Prompt >> Find the lines holding the word "styles" and collect them.

====================

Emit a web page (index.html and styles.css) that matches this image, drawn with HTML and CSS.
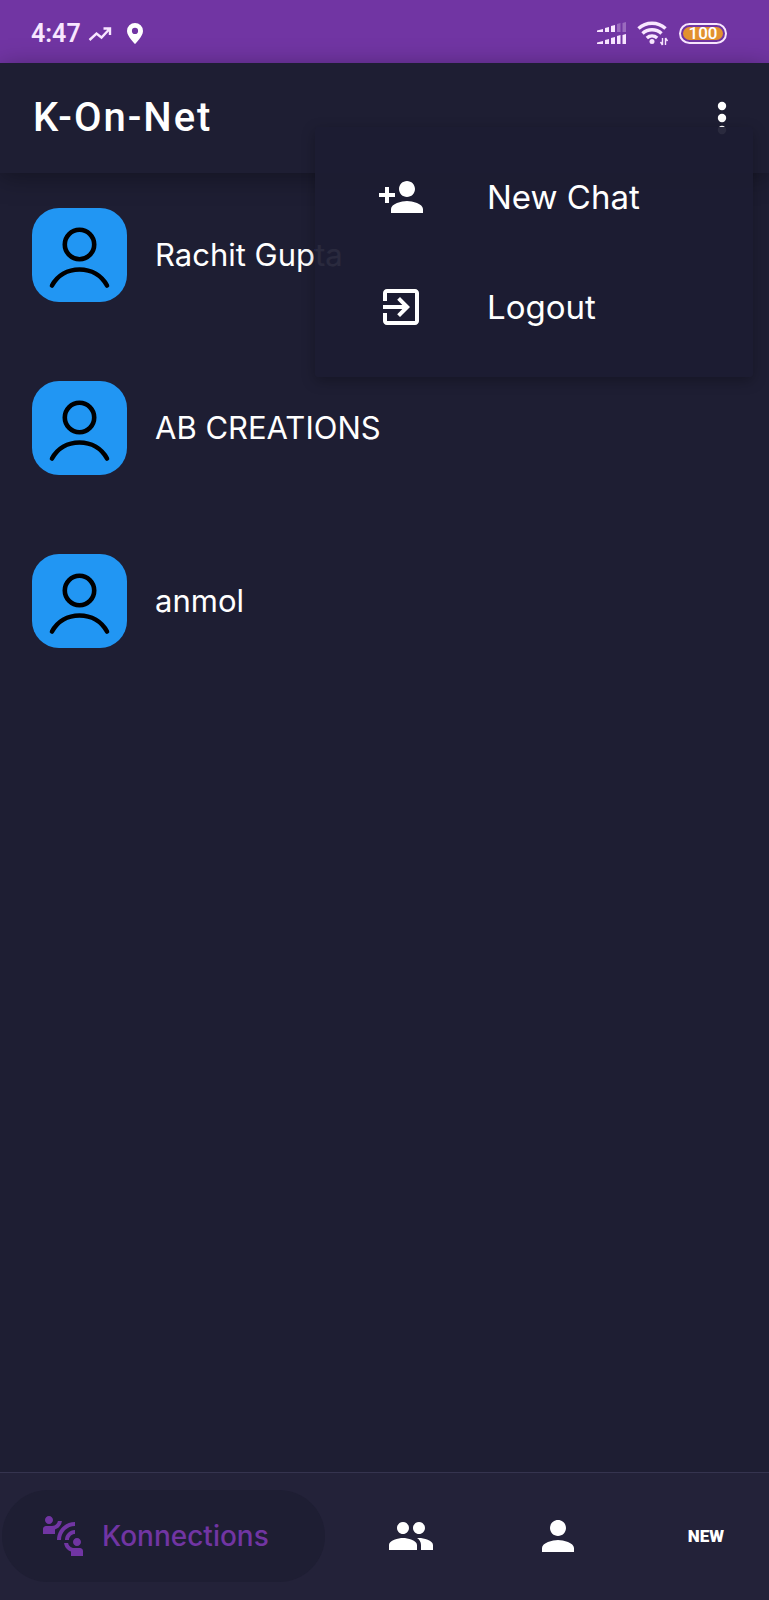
FILE: index.html
```html
<!DOCTYPE html>
<html lang="en">
<head>
<meta charset="utf-8">
<meta name="viewport" content="width=device-width, initial-scale=1">
<title>K-On-Net</title>
<link rel="stylesheet" href="styles.css">
</head>
<body>
<svg class="symbols" aria-hidden="true">
  <symbol id="user" viewBox="0 0 94 94">
    <circle cx="47" cy="36.5" r="14.7"/>
    <path d="M19.5 77.5C25 67.5 35 61.5 47 61.5s22 6 27.500 16"/>
  </symbol>
</svg>
<div class="status">
  <div class="status-group">
    <span class="time">4:47</span>
    <svg class="trend" viewBox="0 0 24 16" aria-hidden="true"><path d="M1.500 14 8.500 7.500l5 4L21 3.500M15.500 2.500h6.500v6.500"/></svg>
    <svg class="pin" viewBox="0 0 18 23" aria-hidden="true"><path fill-rule="evenodd" d="M9 1a8 8 0 0 0-8 8c0 5.500 8 13 8 13s8-7.500 8-13a8 8 0 0 0-8-8zm0 4.800a3.100 3.100 0 1 1 0 6.200 3.100 3.100 0 0 1 0-6.200z"/></svg>
  </div>
  <div class="status-group status-right">
    <svg class="signal" viewBox="0 0 30 24" aria-hidden="true">
      <path d="M0 8.500 6 7v3H0zM8 6l4-1v5H8zM14 4l4-1v7h-4zM0 20.500 6 19v3H0zM8 18l4-1v5H8zM14 16l4-1v7h-4zM20 14l3.500-1v9H20zM25.500 13l3.500-1v10h-3.500z"/>
      <path opacity=".3" d="M20 2l3.500-1v9H20zM25.500 1l3.500-1v10h-3.500z"/>
    </svg>
    <svg class="wifi" viewBox="0 0 32 25" aria-hidden="true">
      <path class="wifi-waves" d="M1.500 7.500a20 20 0 0 1 27 0M5.500 12.500a14 14 0 0 1 19 0M9.800 17a8 8 0 0 1 10.400 0"/>
      <circle cx="15" cy="20.500" r="2.500"/>
      <path class="wifi-data" d="M25.500 17v7M28.500 17v7M23.500 21l2 3M30.500 20l-2-3"/>
    </svg>
    <span class="battery"><span class="battery-level">100</span></span>
  </div>
</div>
<header class="appbar">
  <h1 class="title">K-On-Net</h1>
  <button class="more" type="button" aria-label="More options" aria-haspopup="menu" aria-expanded="true">
    <svg class="icon" viewBox="0 0 24 24" aria-hidden="true"><circle cx="12" cy="6" r="2.100"/><circle cx="12" cy="12" r="2.100"/><circle cx="12" cy="18" r="2.100"/></svg>
  </button>
  <div class="menu" role="menu">
    <button class="menu-item" type="button" role="menuitem">
      <svg class="icon" viewBox="0 0 24 24" aria-hidden="true"><path d="M15 12c2.210 0 4-1.790 4-4s-1.790-4-4-4-4 1.790-4 4 1.790 4 4 4zm-9-2V7H4v3H1v2h3v3h2v-3h3v-2H6zm9 4c-2.670 0-8 1.340-8 4v2h16v-2c0-2.660-5.330-4-8-4z"/></svg>
      <span>New Chat</span>
    </button>
    <button class="menu-item" type="button" role="menuitem">
      <svg class="icon" viewBox="0 0 24 24" aria-hidden="true"><path d="M10.090 15.590L11.500 17l5-5-5-5-1.410 1.410L12.670 11H3v2h9.670l-2.580 2.590zM19 3H5c-1.110 0-2 .9-2 2v4h2V5h14v14H5v-4H3v4c0 1.100.89 2 2 2h14c1.100 0 2-.9 2-2V5c0-1.100-.9-2-2-2z"/></svg>
      <span>Logout</span>
    </button>
  </div>
</header>
<main class="content">
  <ul class="contacts">
    <li class="contact"><svg class="avatar" aria-hidden="true"><use href="#user"/></svg><span>Rachit Gupta</span></li>
    <li class="contact"><svg class="avatar" aria-hidden="true"><use href="#user"/></svg><span>AB CREATIONS</span></li>
    <li class="contact"><svg class="avatar" aria-hidden="true"><use href="#user"/></svg><span>anmol</span></li>
  </ul>
</main>
<nav class="tabs" aria-label="Main">
  <button class="tab tab-active" type="button" aria-current="page">
    <svg class="icon" viewBox="0 0 24 24" aria-hidden="true"><path d="M11 14H9c0-4.970 4.030-9 9-9v2c-3.870 0-7 3.130-7 7zm7-3V9c-2.760 0-5 2.240-5 5h2c0-1.660 1.340-3 3-3zM7 4c0-1.110-.89-2-2-2s-2 .89-2 2 .89 2 2 2 2-.89 2-2zm4.450.5h-2C9.210 5.920 7.990 7 6.500 7h-3C2.670 7 2 7.670 2 8.500V11h6V8.740c1.860-.59 3.250-2.230 3.450-4.240zM19 17c1.110 0 2-.89 2-2s-.89-2-2-2-2 .89-2 2 .89 2 2 2zm1.500 1h-3c-1.490 0-2.710-1.080-2.950-2.500h-2c.2 2.010 1.590 3.650 3.450 4.240V22h6v-2.500c0-.83-.67-1.500-1.500-1.500z"/></svg>
    <span>Konnections</span>
  </button>
  <button class="tab" type="button" aria-label="Groups">
    <svg class="icon" viewBox="0 0 24 24" aria-hidden="true"><path d="M16 11c1.660 0 2.990-1.340 2.990-3S17.660 5 16 5s-3 1.340-3 3 1.340 3 3 3zm-8 0c1.660 0 2.990-1.340 2.990-3S9.660 5 8 5 5 6.340 5 8s1.340 3 3 3zm0 2c-2.330 0-7 1.170-7 3.500V19h14v-2.500c0-2.330-4.670-3.500-7-3.500zm8 0c-.29 0-.62.02-.97.05 1.160.84 1.970 1.970 1.970 3.450V19h6v-2.500c0-2.330-4.670-3.500-7-3.500z"/></svg>
  </button>
  <button class="tab" type="button" aria-label="Profile">
    <svg class="icon" viewBox="0 0 24 24" aria-hidden="true"><path d="M12 12c2.210 0 4-1.790 4-4s-1.790-4-4-4-4 1.790-4 4 1.790 4 4 4zm0 2c-2.670 0-8 1.340-8 4v2h16v-2c0-2.660-5.330-4-8-4z"/></svg>
  </button>
  <button class="tab tab-new" type="button">NEW</button>
</nav>
</body>
</html>
```
FILE: styles.css
```css
* {
  box-sizing: border-box;
}

body {
  display: flex;
  flex-direction: column;
  min-height: 100vh;
  margin: 0;
  background: #1e1e33;
  color: #fff;
  font-family: Inter, Roboto, sans-serif;
}

button {
  padding: 0;
  border: 0;
  background: none;
  color: inherit;
  font: inherit;
  cursor: pointer;
}

.symbols {
  position: absolute;
  width: 0;
  height: 0;
}

.icon {
  flex: none;
  display: block;
  width: 48px;
  height: 48px;
  fill: currentColor;
}

/* Status bar */
.status {
  display: flex;
  align-items: center;
  justify-content: space-between;
  height: 63px;
  padding: 4px 42px 0 31px;
  background: #7135a3;
  color: #f8e6ff;
  font-family: Roboto, sans-serif;
}

.status-group {
  display: flex;
  align-items: center;
}

.status-right {
  gap: 10px;
}

.time {
  font-size: 25px;
  font-weight: 600;
  line-height: 28px;
}

.trend {
  width: 24px;
  height: 16px;
  margin-left: 7px;
  fill: none;
  stroke: currentColor;
  stroke-width: 2.4;
}

.pin {
  width: 18px;
  height: 23px;
  margin-left: 14px;
  fill: #fff;
}

.signal {
  width: 30px;
  height: 24px;
  fill: currentColor;
}

.wifi {
  width: 32px;
  height: 25px;
  fill: currentColor;
}

.wifi-waves {
  fill: none;
  stroke: currentColor;
  stroke-width: 3.5;
}

.wifi-data {
  fill: none;
  stroke: currentColor;
  stroke-width: 1.4;
}

.battery {
  width: 48px;
  height: 21px;
  padding: 2px;
  border: 2px solid #f8e6ff;
  border-radius: 11px;
}

.battery-level {
  display: block;
  border-radius: 7px;
  background: #e2912f;
  color: #fff;
  font-size: 17px;
  font-weight: 500;
  line-height: 13px;
  text-align: center;
}

/* App bar */
.appbar {
  position: relative;
  z-index: 1;
  display: flex;
  align-items: center;
  justify-content: space-between;
  height: 110px;
  padding: 0 23px 0 33px;
  background: #1e1e33;
  box-shadow: 0 4px 24px rgba(0, 0, 0, 0.35);
}

.title {
  margin: 0;
  font-family: Roboto, sans-serif;
  font-size: 40px;
  font-weight: 500;
  line-height: 48px;
  letter-spacing: 2px;
}

.menu {
  position: absolute;
  top: 64px;
  right: 16px;
  width: 438px;
  padding: 15px 0;
  border-radius: 4px;
  background: rgba(29, 29, 50, 0.94);
  box-shadow: 0 4px 14px rgba(0, 0, 0, 0.28);
}

.menu-item {
  display: flex;
  align-items: center;
  gap: 62px;
  width: 100%;
  height: 110px;
  padding: 0 62px;
  font-size: 33px;
  line-height: 40px;
}

/* Contact list */
.content {
  flex: 1;
}

.contacts {
  display: flex;
  flex-direction: column;
  gap: 79px;
  margin: 0;
  padding: 35px 32px;
  list-style: none;
}

.contact {
  display: flex;
  align-items: center;
  gap: 28px;
  font-size: 31px;
  line-height: 40px;
}

.avatar {
  flex: none;
  width: 95px;
  height: 94px;
  border-radius: 27px;
  background: #2196f3;
  fill: none;
  stroke: #000;
  stroke-width: 4.6;
  stroke-linecap: round;
}

/* Bottom navigation */
.tabs {
  display: flex;
  align-items: center;
  justify-content: space-between;
  height: 128px;
  padding: 0 1px 2px 2px;
  border-top: 1px solid #35344f;
  background: #232239;
}

.tab {
  display: flex;
  align-items: center;
  justify-content: center;
  width: 124px;
  height: 92px;
}

.tab-active {
  justify-content: flex-start;
  gap: 15px;
  width: auto;
  padding: 0 56px 0 37px;
  border-radius: 46px;
  background: #1e1e33;
  color: #7135a3;
  font-size: 28px;
  font-weight: 500;
}

.tab-new {
  font-family: Roboto, sans-serif;
  font-size: 17px;
  font-weight: 900;
}
```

====================

Answer to this exercise >>
Emit a web page (index.html and styles.css) that matches this image, drawn with HTML and CSS.
<link rel="stylesheet" href="styles.css">
FILE: styles.css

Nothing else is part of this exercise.